'Grindhouse,' 'Scary,' 'Dixie' pay-TV-rights sold

John Malone’s Starz has bought exclusive pay-TV rights to three movies from the Weinstein Co.: “Grindhouse,” “Scary Movie 4″ and the Dixie Chicks’ docu “Shut Up & Sing.”

The deal is Exhibit A in how difficult the pay-TV marketplace has become for independent distributors: It took the Weinstein Co. nine months to get a premium-cable outlet for “Scary Movie 4,” despite the fact the pic grossed a strapping $90.7 million in U.S. multiplexes when Dimension Pictures released it early last summer.

Starz’s competitors were not candidates for the Weinstein movies. HBO is so heavily stocked with theatrical-output contracts that it’s not buying any more movies from outside.
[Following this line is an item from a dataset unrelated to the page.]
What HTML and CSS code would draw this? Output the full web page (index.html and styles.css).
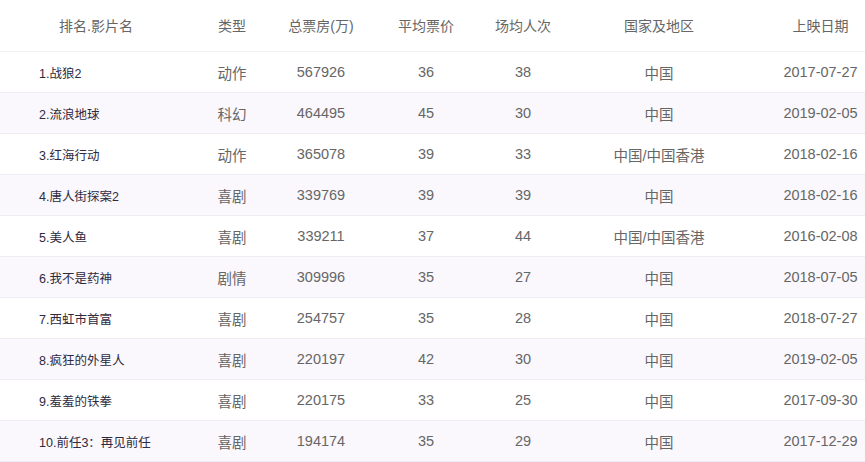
FILE: index.html
```html
<!DOCTYPE html>
<html lang="zh">
<head>
<meta charset="utf-8">
<link rel="stylesheet" href="styles.css">
</head>
<body>
<div class="table">
  <div class="row head">
    <div class="c name">排名.影片名</div>
    <div class="c">类型</div>
    <div class="c">总票房(万)</div>
    <div class="c">平均票价</div>
    <div class="c">场均人次</div>
    <div class="c">国家及地区</div>
    <div class="c date">上映日期</div>
  </div>
  <div class="row">
    <div class="c name">1.战狼2</div><div class="c">动作</div><div class="c">567926</div><div class="c">36</div><div class="c">38</div><div class="c">中国</div><div class="c date">2017-07-27</div>
  </div>
  <div class="row alt">
    <div class="c name">2.流浪地球</div><div class="c">科幻</div><div class="c">464495</div><div class="c">45</div><div class="c">30</div><div class="c">中国</div><div class="c date">2019-02-05</div>
  </div>
  <div class="row">
    <div class="c name">3.红海行动</div><div class="c">动作</div><div class="c">365078</div><div class="c">39</div><div class="c">33</div><div class="c">中国/中国香港</div><div class="c date">2018-02-16</div>
  </div>
  <div class="row alt">
    <div class="c name">4.唐人街探案2</div><div class="c">喜剧</div><div class="c">339769</div><div class="c">39</div><div class="c">39</div><div class="c">中国</div><div class="c date">2018-02-16</div>
  </div>
  <div class="row">
    <div class="c name">5.美人鱼</div><div class="c">喜剧</div><div class="c">339211</div><div class="c">37</div><div class="c">44</div><div class="c">中国/中国香港</div><div class="c date">2016-02-08</div>
  </div>
  <div class="row alt">
    <div class="c name">6.我不是药神</div><div class="c">剧情</div><div class="c">309996</div><div class="c">35</div><div class="c">27</div><div class="c">中国</div><div class="c date">2018-07-05</div>
  </div>
  <div class="row">
    <div class="c name">7.西虹市首富</div><div class="c">喜剧</div><div class="c">254757</div><div class="c">35</div><div class="c">28</div><div class="c">中国</div><div class="c date">2018-07-27</div>
  </div>
  <div class="row alt">
    <div class="c name">8.疯狂的外星人</div><div class="c">喜剧</div><div class="c">220197</div><div class="c">42</div><div class="c">30</div><div class="c">中国</div><div class="c date">2019-02-05</div>
  </div>
  <div class="row">
    <div class="c name">9.羞羞的铁拳</div><div class="c">喜剧</div><div class="c">220175</div><div class="c">33</div><div class="c">25</div><div class="c">中国</div><div class="c date">2017-09-30</div>
  </div>
  <div class="row alt">
    <div class="c name">10.前任3：再见前任</div><div class="c">喜剧</div><div class="c">194174</div><div class="c">35</div><div class="c">29</div><div class="c">中国</div><div class="c date">2017-12-29</div>
  </div>
</div>
</body>
</html>
```
FILE: styles.css
```css
html, body {
  margin: 0;
  padding: 0;
  background: #ffffff;
}
body {
  font-family: "Liberation Sans", "Noto Sans CJK SC", sans-serif;
  color: #666666;
  overflow: hidden;
}
.table {
  width: 865px;
}
.row {
  display: grid;
  grid-template-columns: 192px 80px 98px 112px 82px 190px 111px;
  height: 40px;
  border-bottom: 1px solid #eeecf4;
  align-items: center;
  font-size: 14.5px;
}
.row.head {
  height: 51px;
  border-bottom: 1px solid #f1f1f3;
  font-size: 14px;
  padding-bottom: 0;
}
.row.head .c {
  padding-bottom: 1px;
}
.row.alt {
  background: #faf8fd;
}
.c {
  text-align: center;
  white-space: nowrap;
}
.c.name {
  text-align: left;
  padding-left: 39px;
  font-size: 12.5px;
  color: #2e2a40;
}
.head .c.name {
  text-align: center;
  padding-left: 0;
  font-size: 14px;
  color: #666666;
}
.c.date {
  padding-left: 22px;
}
```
Showtime is shifting away from theatricals, focusing so much on original series like “The Tudors,” “Weeds” and “Dexter” that it’s thinking seriously about not renewing its existing outputs with Paramount, MGM and Lionsgate.

Starz, which is still gung-ho about theatricals, could afford to lay back until the price of “Scary Movie 4″ fell off because time was running down on its availability date in pay TV.

But purchasing “Grindhouse,” directed by Quentin Tarantino and Robert Rodriguez, was a no-brainer for Starz, even though the movie has chalked up a disappointing $19.8 million domestically in its first two weeks. Starz has premiered all of Tarantino’s previous movies on pay TV: “Pulp Fiction,” “Jackie Brown” and the two “Kill Bill” pictures. Most of Rodriguez’s output has also made its debut on Starz, including “El Mariachi,” “From Dusk Till Dawn” and “Sin City.”

Starz, which has output deals with Walt Disney/Touchstone/Miramax and Columbia Pictures/Screen Gems, is always searching for independently distributed movies to flesh out its inventory, particularly since its third output partner, Revolution Studios, is winding down.

“Grindhouse” and “Scary Movie 4″ will both premiere on the main Starz network, while “Shut Up & Sing” will kick off on Starz Cinema, the company’s niche network that leans toward independent movies and foreign films.

Starz will be able to play the movies on some or all of its multiplex channels under both the Starz and Encore banners. It will also get the titles for its subscription broadband service Vongo, and for its video-on-demand platform.

After an 18-month exclusive window, Weinstein gets the titles back for five years to sell them to basic cable. Then Starz gets them for a second window of one year. There’s a third Starz window in the deal, but that won’t occur until seven years or so after the second window.